I don't think other subject teachers share my concerns. In maths lessons the kids
know that they are there to learn to solve equations. In history classes the
students are supposed to learn facts about the past. Normally, the teacher is
the intermediary - she possesses the knowledge and passes the facts on to her
students. In a way the matter is outside the student and the
teacher - it's out there to be tampered with. I don't know how to put it
accurately but I feel that we English teachers tamper with students' psyche
rather than the matter because the things we need to teach them can only be taught vicariously - through extracting experience and feelings from
our students' minds. Yes, this is what I feel communicative teaching does.
Now
I'm not saying that it's inherently bad. My point is that we CLT teachers
sometimes treat our students as best friends. The truth is, however, that we
can change into the worst enemy any minute. We behave as though we were friends
because we want to encourage an open and honest communication environment. In
other words, we need to make our students speak and write in English to make
sure they are learning the words and grammar someone else invented and used
before. Thus we imperceptibly creep into their inner worlds. Then, all of a
sudden, we abuse their trust by judging and assessing their performance.
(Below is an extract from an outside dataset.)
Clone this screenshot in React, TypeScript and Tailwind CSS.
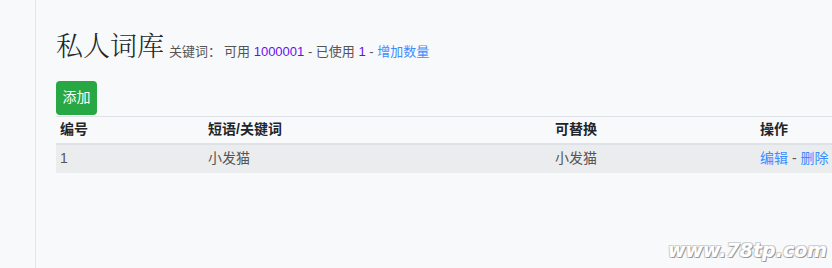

For
example, we subtract points for Michael's incorrect choices of vocabulary and
grammar while he is trying hard to express how he feels about gambling, which is the
message we explicitly asked him to share with us when we were pretending to be
his friends.
Although
we can't change the schooling system and its ways of assessment in a day, we
can change our approach to teaching English. I wonder if we ever include the
following type of objective into our lesson plan: By the end of the lesson the
teacher will have learned about the students' most favourite clothes items. More
often we state something along these lines: By
the end of the lesson the students will have practised the second conditional
and wish clauses. We form language-related objectives before the class but later on, for some inexplicable reason, we pretend that we are primarily interested in the
content of the messages we hear or read.
That
said I believe that each minute of the lesson our students should be aware of
the fact that they are there to learn the language and we are there to help
them achieve this goal. Let's stop deceiving the people we truly care about. We
are not friends chatting at a café. In an English lesson, the content of a
statement is equally important as the language a student chooses to use to
communicate the message - I dare say the latter is even more important than the
former. Thus it should not cause embarrassment
when, for example, I occasionally stop two students in the middle of a
dialogue. They should know that I do so in an attempt to draw their attention
to a persistent error which makes the message impossible to decode. For me as a
teacher it's important to make sure the learners learn to express their view
intelligibly and correctly. This is the ultimate goal of my teaching and this should be obvious.
I’m
writing this post because I noticed the other day how amazingly liberating it
felt when allowed myself to say this to my students without a shadow of guilt: "Look,
I suspect this may not be the topic everybody is crazy about but you know,
we've spend some time discussing it in order to learn some useful,
high-frequency vocabulary." I was excited to see that my
students, those challenging teens, acknowledged my somewhat apologetic words
with an understanding smile. Perhaps I’ve finally managed to make them interested in the
language itself, so now they don’t actually care about the topics a great
deal. I’m pleased to see whenever the
progress my students are making is more important to them than some amazingly
engaging topic of a conversation class. I'm not implying that I don't consider
suitability and relevance of an issue I choose to introduce, but it helps a lot if we all
know why we are there in the first place - to learn the language.